Ma la guerra esistenziale si può imbattere nella voragine morale della guerra asimmetrica, di cui molto ha detto Michael Walzer: quella nella quale il più debole combatte facendosi usbergo del proprio popolo, una guerra insurrezionale condotta in mezzo a donne e bambini, dentro scuole e ospedali, riversando sul più forte, sull’esercito avversario ad alta tecnologia, il carico della scelta etica, il preavviso del bombardamento che di rado salva davvero gli innocenti, il fardello di esodi di massa che troppo ricordano le deportazioni. Il senso di colpa. La contraddizione insanabile. All’esercito di Gerusalemme si chiedeva forse l’impossibile: preservare l’umanità anche per conto d’un nemico che per diciannove mesi ha seviziato nei tunnel di Gaza duecentocinquanta israeliani catturati il 7 ottobre; ricordare ogni giorno il rigido codice etico dell’Idf e i dettami stessi del Talmud, che non discrimina tra appartenenze quando rammenta il valore universale d’una singola vita da salvare. Si può dire che Netanyahu e i suoi compagni di viaggio si siano fermati molto al di sotto di questi obiettivi. «C’è una dolorosa verità al centro di questa guerra, la vita dei palestinesi comuni è devastata», ha dichiarato ad Haaretz il colonnello Peter Lerner, già portavoce dell’Idf per i media stranieri: «Se ci deve essere una speranza di porre fine a questa guerra senza piantare i semi degli estremisti della prossima generazione, la strategia deve cambiare». Non sembra andare in questo senso l’ultima strategia annunciata dal governo israeliano, con una pianificata occupazione di territori e nuovi spostamenti coatti della popolazione.

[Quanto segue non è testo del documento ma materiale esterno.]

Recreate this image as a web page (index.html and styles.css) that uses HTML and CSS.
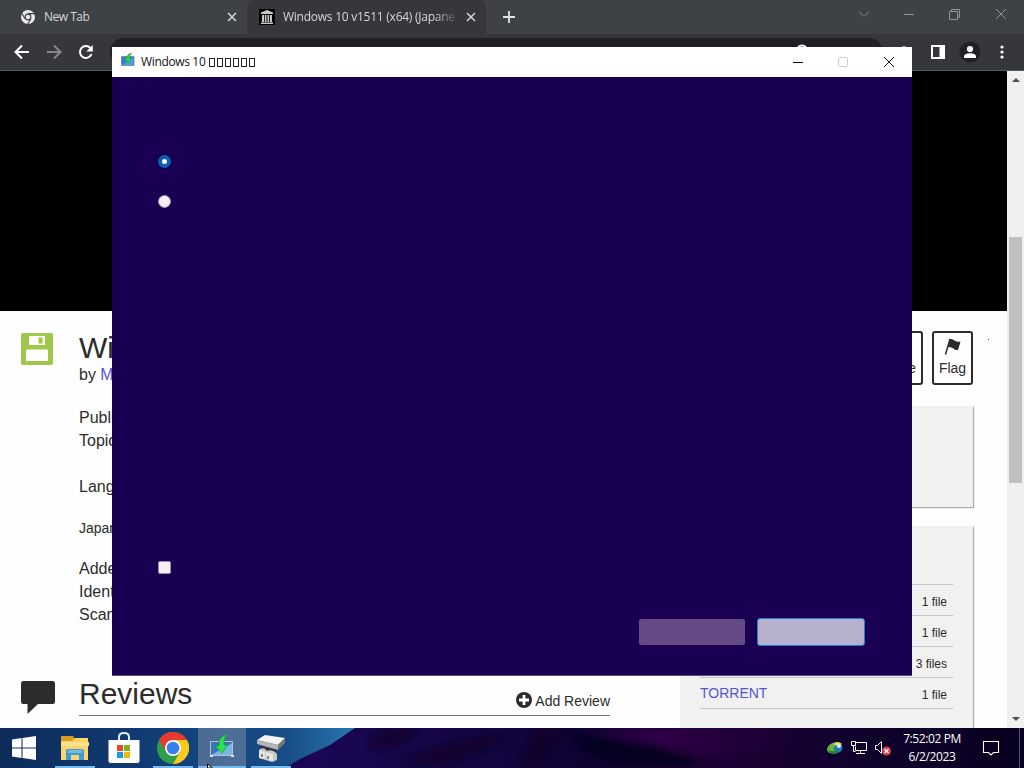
FILE: index.html
```html
<!DOCTYPE html>
<html lang="en">
<head>
  <meta charset="UTF-8">
  <title>Windows 10 Setup</title>
  <link rel="stylesheet" href="styles.css">
</head>
<body>

<div class="browser">
  <div class="tabs">
    <div class="tab">
      <svg class="favicon" width="16" height="16" viewBox="0 0 16 16"><circle cx="8" cy="8" r="7" fill="#e8eaed"/><circle cx="8" cy="8" r="3.4" fill="#3c4043"/><circle cx="8" cy="8" r="2.3" fill="#e8eaed"/><path d="M8 4.6h6.6M5 9.7L1.8 4.2M11 9.7l-3.3 5.6" stroke="#3c4043" stroke-width="1.1"/></svg>
      <span class="tab-title">New Tab</span>
      <svg width="10" height="10" viewBox="0 0 10 10"><path d="M1 1l8 8M9 1L1 9" stroke="#d5d7d9" stroke-width="1.5"/></svg>
    </div>
    <div class="tab active">
      <svg class="favicon" width="16" height="16" viewBox="0 0 16 16"><path fill="#000" d="M0 0h16v16H0z"/><path fill="#c8c8c8" d="M8 1l6 2.5V5H2V3.500zM3 6h2v7H3zM5.800 6h1.700v7H5.800zM8.500 6h1.700v7H8.500zM11 6h2v7h-2zM2 13.500h12V15H2z"/></svg>
      <span class="tab-title fade">Windows 10 v1511 (x64) (Japane</span>
      <svg width="10" height="10" viewBox="0 0 10 10"><path d="M1 1l8 8M9 1L1 9" stroke="#d5d7d9" stroke-width="1.500"/></svg>
    </div>
    <svg class="new-tab" width="12" height="12" viewBox="0 0 12 12"><path d="M6 0v12M0 6h12" stroke="#e2e4e6" stroke-width="1.800"/></svg>
    <div class="window-buttons">
      <svg width="10" height="10" viewBox="0 0 10 10"><path d="M0 2.500l5 5 5-5" fill="none" stroke="#85888a"/></svg>
      <svg width="10" height="10" viewBox="0 0 10 10"><path d="M0 5.500h10" stroke="#929597"/></svg>
      <svg width="11" height="11" viewBox="0 0 11 11"><path d="M.5 2.500h8v8h-8zM2.500 2.500v-2h8v8h-2" fill="none" stroke="#929597"/></svg>
      <svg width="12" height="12" viewBox="0 0 12 12"><path d="M1 1l10 10M11 1L1 11" stroke="#929597"/></svg>
    </div>
  </div>

  <div class="toolbar">
    <svg width="16" height="16" viewBox="0 0 16 16"><path d="M15 8H2M8 1.500L1.500 8 8 14.500" fill="none" stroke="#fff" stroke-width="2"/></svg>
    <svg width="16" height="16" viewBox="0 0 16 16"><path d="M1 8h13M8 1.500L14.500 8 8 14.500" fill="none" stroke="#85888b" stroke-width="2"/></svg>
    <svg width="16" height="16" viewBox="0 0 16 16"><path d="M13.500 10.200A6 6 0 1 1 12.500 4" fill="none" stroke="#fff" stroke-width="2"/><path d="M14.800 1v6.500H8.300z" fill="#fff"/></svg>
    <div class="address">
      <svg width="14" height="14" viewBox="0 0 14 14"><circle cx="7" cy="7" r="5.500" fill="none" stroke="#fff" stroke-width="2"/></svg>
    </div>
    <svg class="extensions" width="16" height="16" viewBox="0 0 16 16"><path d="M1 4h4a2 2 0 0 1 4 0h4v4a2 2 0 0 1 0 4v3H1z" fill="#dfe1e4"/></svg>
    <svg width="14" height="14" viewBox="0 0 14 14"><path d="M1 1h12v12H1z" fill="none" stroke="#fff" stroke-width="2"/><path d="M8.500 1H13v12H8.500z" fill="#fff"/></svg>
    <svg class="profile" width="22" height="22" viewBox="0 0 22 22"><circle cx="11" cy="11" r="10.500" fill="#202124"/><circle cx="11" cy="8" r="3.100" fill="#fff"/><path d="M5 17v-1.500c0-2.200 3-3.300 6-3.300s6 1.100 6 3.300V17z" fill="#fff"/></svg>
    <svg class="menu" width="4" height="14" viewBox="0 0 4 14"><circle cx="2" cy="2" r="1.600" fill="#fff"/><circle cx="2" cy="7" r="1.600" fill="#fff"/><circle cx="2" cy="12" r="1.600" fill="#fff"/></svg>
  </div>

  <div class="viewport">
    <div class="page">
      <div class="player"></div>
      <div class="columns">
        <div class="main">
          <svg class="floppy" width="32" height="32" viewBox="0 0 32 32"><rect width="32" height="32" rx="2" fill="#a0c64a"/><path d="M8 3h16v9H8zM5 17.500q0-1 1-1h20q1 0 1 1V28H5z" fill="#fff"/><path d="M17.500 4.500h4v6h-4z" fill="#a0c64a"/></svg>
          <div class="details">
            <h1>Wi</h1>
            <p class="byline">by <a>M</a></p>
            <p>Publi</p>
            <p>Topic</p>
            <p class="language">Lang</p>
            <p class="description">Japan</p>
            <p>Adde</p>
            <p>Ident</p>
            <p>Scan</p>
          </div>
          <svg class="bubble" width="36" height="34" viewBox="0 0 36 34"><path d="M2.500 0h29q2.500 0 2.500 2.500v18q0 2.500-2.500 2.500H17L6.500 33V23h-4Q0 23 0 20.500v-18Q0 0 2.500 0z" fill="#2c2c2c"/></svg>
          <div class="reviews">
            <h1>Reviews</h1>
            <div class="add-review">
              <svg width="16" height="16" viewBox="0 0 16 16"><circle cx="8" cy="8" r="8" fill="#2c2c2c"/><path d="M8 3v10M3 8h10" stroke="#fff" stroke-width="2.800"/></svg>
              <span>Add Review</span>
            </div>
          </div>
        </div>
        <div class="side">
          <div class="actions">
            <div class="action favorite">e</div>
            <div class="action">
              <svg width="18" height="18" viewBox="0 0 18 18"><path d="M6 1L1.500 16.500" stroke="#2c2c2c" stroke-width="1.500"/><path d="M6 1q2.500-.5 4.500 1.500 2 1.800 6 1.200L14 12q-2.700.5-4.700-1.500Q7 8.500 3.700 9z" fill="#2c2c2c"/></svg>
              <span>Flag</span>
            </div>
          </div>
          <div class="panel views"></div>
          <div class="panel downloads">
            <div class="row">1 file</div>
            <div class="row">1 file</div>
            <div class="row">3 files</div>
            <div class="row last"><a>TORRENT</a><span>1 file</span></div>
          </div>
        </div>
        <span class="speck"></span>
      </div>
    </div>
    <div class="scrollbar">
      <span class="arrow up"></span>
      <span class="thumb"></span>
      <span class="arrow down"></span>
    </div>
  </div>
</div>

<div class="dialog">
  <div class="titlebar">
    <svg width="14" height="14" viewBox="0 0 14 14"><path d="M.5 3.500h12.500v9H.5z" fill="#2f7fcb" stroke="#6f93b5"/><path d="M1 12l11-7v7z" fill="#4fa3dc"/><path d="M10.500 0Q6 1 6 5H3.500l3.500 5 3.500-4.500H8.500Q8.500 2 10.500 0z" fill="#35d04a" stroke="#21923a" stroke-width=".5"/></svg>
    <span class="caption">Windows 10</span>
    <span class="boxes"><i></i><i></i><i></i><i></i><i></i><i></i></span>
    <div class="caption-buttons">
      <svg width="10" height="12" viewBox="0 0 10 12"><path d="M0 6.500h10" stroke="#000"/></svg>
      <svg width="10" height="12" viewBox="0 0 10 12"><rect x=".5" y="1.500" width="9" height="9" rx="1" fill="none" stroke="#ccc"/></svg>
      <svg width="12" height="12" viewBox="0 0 12 12"><path d="M1 1l10 10M11 1L1 11" stroke="#111"/></svg>
    </div>
  </div>
  <div class="dialog-body">
    <span class="radio checked"></span>
    <span class="radio"></span>
    <span class="checkbox"></span>
    <div class="dialog-buttons">
      <span class="btn back"></span>
      <span class="btn next"></span>
    </div>
  </div>
</div>

<div class="taskbar">
  <svg class="wallpaper" width="1024" height="40" viewBox="0 0 1024 40">
    <defs>
      <linearGradient id="sky"><stop offset="0" stop-color="#0c2b59"/><stop offset=".45" stop-color="#123e77"/><stop offset=".8" stop-color="#184d87"/><stop offset="1" stop-color="#2a7ab2"/></linearGradient>
      <linearGradient id="rock"><stop offset="0" stop-color="#1c0759"/><stop offset=".18" stop-color="#160648"/><stop offset=".3" stop-color="#13043f"/><stop offset=".42" stop-color="#0d0230"/><stop offset=".52" stop-color="#1c0036"/><stop offset=".62" stop-color="#1b0035"/><stop offset=".78" stop-color="#0f022c"/><stop offset="1" stop-color="#080020"/></linearGradient>
      <linearGradient id="glow"><stop offset="0" stop-color="#2c004b" stop-opacity="0"/><stop offset=".4" stop-color="#300047"/><stop offset="1" stop-color="#26003d" stop-opacity="0"/></linearGradient>
      <filter id="soft" x="-10%" y="-30%" width="120%" height="160%"><feGaussianBlur stdDeviation="4"/></filter>
    </defs>
    <path d="M0 0h360v40H0z" fill="url(#sky)"/>
    <path d="M285 40L300 31 330 17 355 0H1024V40z" fill="url(#rock)"/>
    <g filter="url(#soft)">
      <path d="M560 0h240v16l-100 12-50-13z" fill="url(#glow)"/>
      <path d="M370 8l25-8h25l-22 18-28 4zM400 32l55-18 60-9-35 20-45 15zM515 40l20-40h32l-12 12-15 28z" fill="#0b0225" opacity=".75"/>
      <path d="M570 4l90 14 40 12-10 10h-65l-45-20z" fill="#07021d" opacity=".75"/>
    </g>
  </svg>

  <div class="apps">
    <div class="app">
      <svg width="24" height="24" viewBox="0 0 24 24"><path d="M0 3.500L9.500 2v9.500H0zM10.500 1.900L24 0v11.500H10.500zM0 12.500h9.500V22L0 20.500zM10.500 12.500H24V24l-13.500-1.900z" fill="#fff"/></svg>
    </div>
    <div class="app running">
      <svg width="30" height="26" viewBox="0 0 30 26"><path d="M1 1h12l2 3h13v5H1z" fill="#d69b23"/><path d="M1 6h11l3-3h13v22H1z" fill="#fbd56b"/><path d="M1 7h28v4H1z" fill="#ffe08a"/><path d="M6 25v-9q0-2 2-2h14q2 0 2 2v9h-5v-5h-8v5z" fill="#3f9bd8"/><path d="M8 15h14v3H8z" fill="#78b9e4"/></svg>
    </div>
    <div class="app">
      <svg width="32" height="32" viewBox="0 0 32 32"><path d="M11 9V5q0-4 5-4t5 4v4" fill="none" stroke="#d9ecf8" stroke-width="2"/><path d="M.5 8h31v21q0 2-2 2h-27q-2 0-2-2z" fill="#fff"/><path d="M9 13h6v6H9z" fill="#e74c24"/><path d="M16 13h6v6h-6z" fill="#76b51b"/><path d="M9 20h6v6H9z" fill="#159ee5"/><path d="M16 20h6v6h-6z" fill="#f6b411"/></svg>
    </div>
    <div class="app running">
      <svg width="32" height="32" viewBox="0 0 32 32"><circle cx="16" cy="16" r="16" fill="#2f9e4a"/><path d="M16 8h13.900A16 16 0 0 1 16 32l7-12z" fill="#fcc91f"/><path d="M2.100 8L9 20l7-12h13.900A16 16 0 0 0 2.100 8z" fill="#e33b2e"/><circle cx="16" cy="16" r="8" fill="#fff"/><circle cx="16" cy="16" r="6.300" fill="#3b7ded"/></svg>
    </div>
    <div class="app running current">
      <svg width="26" height="26" viewBox="0 0 26 26"><path d="M1.500 8.500h22v14h-22z" fill="#3975b8" stroke="#b6c4d1"/><path d="M2 22L23 10v12z" fill="#79b6e5"/><path d="M1 22h3v2H1zM22 22h3v2h-3z" fill="#dce4ea"/><path d="M18 1Q9 4 10 13H6l7 7 6-8h-4Q14 6 18 1z" fill="#2ce34e" stroke="#169b36" stroke-width=".7"/></svg>
    </div>
    <div class="app running">
      <svg width="30" height="28" viewBox="0 0 30 28"><path d="M1 6L9 1l20 3-7 7z" fill="#f3f3f1"/><path d="M1 6l21 5v5L1 10z" fill="#b5b5b3"/><path d="M22 11l7-7v5l-7 7z" fill="#777"/><path d="M5 12l16 4v2L5 15z" fill="#353535"/><path d="M3 16q3-3 6-1l2 2q4-2 8 1l2 2v6l-5 2-13-4z" fill="#c9c9c5"/><path d="M3 16l6 2v7l-6-1zM10 18l7 2v7l-7-2z" fill="#e7e6e1"/><path d="M6 20v3M12 22v3" stroke="#666" stroke-width="1.500"/></svg>
    </div>
  </div>

  <div class="tray">
    <svg width="18" height="16" viewBox="0 0 18 16"><ellipse cx="10" cy="7.500" rx="6.500" ry="5.500" fill="#247bc4"/><path d="M1 10q0-5 6-7l4 1-4 4 3 5q-7 2-9-3z" fill="#68b83d"/><path d="M7 4q5-4 9 0l-4 2z" fill="#f1db54"/><path d="M2 10q5 3 12-1l-4 5q-6 0-8-4z" fill="#207f35"/><circle cx="13" cy="6" r="2" fill="#d8edf6"/></svg>
    <svg width="18" height="16" viewBox="0 0 18 16"><path d="M5.500 2.500h11v8h-11v-4M10.500 10.500v3M6 13.500h9M1.500 1.500h4v4h-4zM3.500 5.500v6h2" fill="none" stroke="#fff"/></svg>
    <svg width="18" height="16" viewBox="0 0 18 16"><path d="M1.500 5.500h2l4-4v12l-4-4h-2z" fill="none" stroke="#fff"/><circle cx="12.500" cy="11" r="4.500" fill="#d64047"/><path d="M10.500 9l4 4M14.500 9l-4 4" stroke="#fff" stroke-width="1.300"/></svg>
    <div class="clock"><span>7:52:02 PM</span><span>6/2/2023</span></div>
    <svg class="notifications" width="18" height="18" viewBox="0 0 18 18"><path d="M1.500 2.500h15v11h-5L9 16l-2.500-2.500h-5z" fill="none" stroke="#fff" stroke-width="1.100"/></svg>
  </div>
  <span class="show-desktop"></span>
  <svg class="cursor" width="8" height="4" viewBox="0 0 8 4"><path d="M.5 0v4h5z" fill="#fff" stroke="#000"/></svg>
</div>

</body>
</html>
```
FILE: styles.css
```css
* {
  box-sizing: border-box;
}
body {
  margin: 0;
  width: 1024px;
  height: 768px;
  overflow: hidden;
  position: relative;
  display: flex;
  flex-direction: column;
  font-family: "Liberation Sans", Arial, sans-serif;
  color: #2c2c2c;
}
svg {
  display: block;
  flex: none;
}
h1, p {
  margin: 0;
  font-weight: normal;
}
a {
  color: #5257d6;
}

/* browser */
.browser {
  height: 728px;
  display: flex;
  flex-direction: column;
}
.tabs {
  height: 34px;
  flex: none;
  display: flex;
  align-items: center;
  background: #3e4245;
}
.tab {
  width: 247px;
  height: 34px;
  padding: 0 10px 0 20px;
  display: flex;
  align-items: center;
}
.tab.active {
  width: 239px;
  padding: 0 10px 0 12px;
  background: #36373a;
  border-radius: 8px 8px 0 0;
}
.tab-title {
  flex: 1;
  margin-left: 8px;
  padding-bottom: 1px;
  font: 12px "Open Sans", sans-serif;
  letter-spacing: -0.25px;
  color: #d5d7d9;
  white-space: nowrap;
}
.tab:first-child .tab-title {
  letter-spacing: -0.5px;
}
.fade {
  -webkit-mask-image: linear-gradient(90deg, #000 150px, transparent 177px);
  mask-image: linear-gradient(90deg, #000 150px, transparent 177px);
}
.new-tab {
  margin-left: 17px;
}
.window-buttons {
  margin-left: auto;
  padding: 0 17px 6px 0;
  display: flex;
  align-items: center;
  gap: 35px;
}
.toolbar {
  height: 37px;
  flex: none;
  padding: 0 19px 0 14px;
  display: flex;
  align-items: center;
  gap: 16px;
  background: #36373a;
  border-bottom: 1px solid #55575a;
}
.address {
  width: 773px;
  height: 28px;
  flex: none;
  padding: 6px 0 0 685px;
  border-radius: 14px;
  background: #202124;
}
.extensions {
  margin-left: -2px;
  margin-right: 2px;
}
.profile {
  margin: 0 4px 0 -2px;
}
.menu {
  margin-left: -1px;
}
.viewport {
  flex: 1;
  min-height: 0;
  display: flex;
}
.page {
  width: 1007px;
  overflow: hidden;
  background: #fefefe;
}
.player {
  height: 240px;
  background: #000;
}
.columns {
  display: flex;
  padding-top: 20px;
}
.main {
  width: 680px;
  display: grid;
  grid-template-columns: 58px 531px;
  grid-template-rows: 344px auto;
  padding-left: 21px;
}
.floppy {
  margin-top: 2px;
}
.bubble {
  margin-top: 6px;
}
h1 {
  font-size: 30px;
  line-height: 34px;
}
.details h1 {
  line-height: 33px;
  margin-bottom: 1px;
}
.details p {
  font-size: 16px;
  line-height: 23px;
}
.details .byline {
  line-height: 20px;
  margin-bottom: 21px;
}
.details .language {
  margin-top: 23px;
}
.details .description {
  margin: 19px 0 17px;
  font-size: 14px;
}
.reviews {
  height: 41px;
  display: flex;
  justify-content: space-between;
  border-bottom: 1px solid #777;
  padding-top: 2px;
}
.add-review {
  display: flex;
  align-items: center;
  gap: 3px;
  height: 16px;
  margin-top: 15px;
  font-size: 14px;
}
.add-review span {
  padding-top: 1px;
}
.side {
  width: 293px;
}
.actions {
  display: flex;
  justify-content: flex-end;
  gap: 9px;
}
.action {
  width: 41px;
  height: 54px;
  display: flex;
  flex-direction: column;
  align-items: center;
  padding-top: 5px;
  border: 2px solid #2c2c2c;
  border-radius: 3px;
  font-size: 14px;
}
.action span {
  margin-top: 4px;
}
.favorite {
  align-items: flex-end;
  padding: 27px 5px 0 0;
}
.panel {
  background: #f1f1f1;
  box-shadow: 1px 1px 1px #aaa;
}
.views {
  height: 101px;
  margin-top: 21px;
}
.downloads {
  height: 220px;
  margin-top: 19px;
  padding: 58px 20px 0;
}
.row {
  height: 31px;
  display: flex;
  justify-content: flex-end;
  align-items: center;
  padding: 4px 6px 0 0;
  border-top: 1px solid #c5c5c5;
  font-size: 12px;
}
.last {
  height: 32px;
  border-bottom: 1px solid #c5c5c5;
}
.last a {
  margin: 0 auto 5px 0;
  font-size: 14px;
}
.speck {
  width: 1px;
  height: 1px;
  margin: 8px 0 0 15px;
  background: #444;
}
.scrollbar {
  width: 17px;
  display: flex;
  flex-direction: column;
  align-items: center;
  background: #f0f0f0;
}
.thumb {
  width: 13px;
  height: 246px;
  margin-top: 155px;
  background: #c0c0c0;
}
.arrow {
  border: 4px solid transparent;
}
.up {
  margin-top: 3px;
  border-bottom-color: #505050;
}
.down {
  margin-top: auto;
  margin-bottom: 3px;
  border-top-color: #505050;
}

/* setup window */
.dialog {
  position: absolute;
  left: 112px;
  top: 47px;
  width: 800px;
  height: 628px;
  box-shadow: 0 1px 0 #5b4a7c;
}
.titlebar {
  height: 30px;
  padding: 0 17px 0 9px;
  display: flex;
  align-items: center;
  background: #fff;
}
.titlebar > svg {
  margin-bottom: 4px;
}
.caption {
  margin-left: 6px;
  padding-bottom: 1px;
  font: 12px "Open Sans", sans-serif;
  letter-spacing: -0.35px;
  color: #111;
}
.boxes {
  display: flex;
  gap: 2px;
  margin: 0 0 0 4px;
}
.boxes i {
  width: 6px;
  height: 9px;
  border: 1px solid #222;
}
.caption-buttons {
  margin-left: auto;
  padding-bottom: 1px;
  display: flex;
  gap: 35px;
}
.dialog-body {
  height: 598px;
  padding: 78px 47px 29px 46px;
  display: flex;
  flex-direction: column;
  background: #190052;
}
.radio {
  width: 13px;
  height: 13px;
  border: 1px solid #9c8daf;
  border-radius: 50%;
  background: #f5eff5;
}
.radio.checked {
  margin-bottom: 27px;
  border: 4px solid #0c60b4;
  background: #fff;
}
.checkbox {
  width: 13px;
  height: 13px;
  margin-top: auto;
  border: 1px solid #9c8daf;
  border-radius: 2px;
  background: #f5eff5;
}
.dialog-buttons {
  display: flex;
  justify-content: flex-end;
  align-items: center;
  gap: 12px;
  margin-top: 44px;
}
.btn {
  width: 106px;
  height: 26px;
  border-radius: 2px;
  background: #644b87;
}
.btn.next {
  width: 108px;
  height: 28px;
  border: 1px solid #2879d0;
  border-radius: 3px;
  background: #b7b0ca;
}

/* taskbar */
.taskbar {
  height: 40px;
  position: relative;
  display: flex;
  justify-content: space-between;
  background: #0d0228;
}
.wallpaper {
  position: absolute;
  left: 0;
  top: 0;
}
.apps {
  position: relative;
  display: flex;
  gap: 1px;
}
.app {
  width: 48px;
  height: 40px;
  display: flex;
  align-items: center;
  justify-content: center;
}
.app:first-child {
  width: 50px;
  padding-right: 3px;
}
.running {
  background: linear-gradient(#76b9ed, #76b9ed) center bottom / 40px 2px no-repeat;
}
.current {
  background-color: rgba(160, 170, 185, 0.4);
  background-size: 48px 2px;
  padding-bottom: 4px;
}
.tray {
  position: relative;
  display: flex;
  align-items: center;
  padding-right: 24px;
  gap: 6px;
}
.clock {
  width: 64px;
  margin-left: 2px;
  display: flex;
  flex-direction: column;
  align-items: center;
  font: 12px/18px "Open Sans", sans-serif;
  letter-spacing: -0.4px;
  color: #fff;
  white-space: nowrap;
}
.notifications {
  margin-left: 12px;
}
.show-desktop {
  position: absolute;
  right: 4px;
  top: 0;
  width: 1px;
  height: 40px;
  background: #59546b;
}
.cursor {
  position: absolute;
  left: 207px;
  bottom: 0;
}
```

Netanyahu combatte ormai per la propria sopravvivenza politica. Ma non pochi tra i suoi connazionali sembrano decisi a battersi piuttosto per la loro anima e per la loro democrazia, non considerandole scindibili. Il capo di stato maggiore dell’Idf, Eyal Zamir, ha ammonito gli estremisti al governo: «Non possiamo affamare la Striscia, esiste il diritto internazionale e noi ci impegniamo a rispettarlo». Channel 12 aveva appena mostrato un gruppo di bambini palestinesi che si contendevano strillando un mestolo di zuppa, in una Gaza dove non entrano aiuti da due mesi. A raccontare, senza l’incertezza delle parole e con la forza di un’immagine, un confine violato in molti cuori.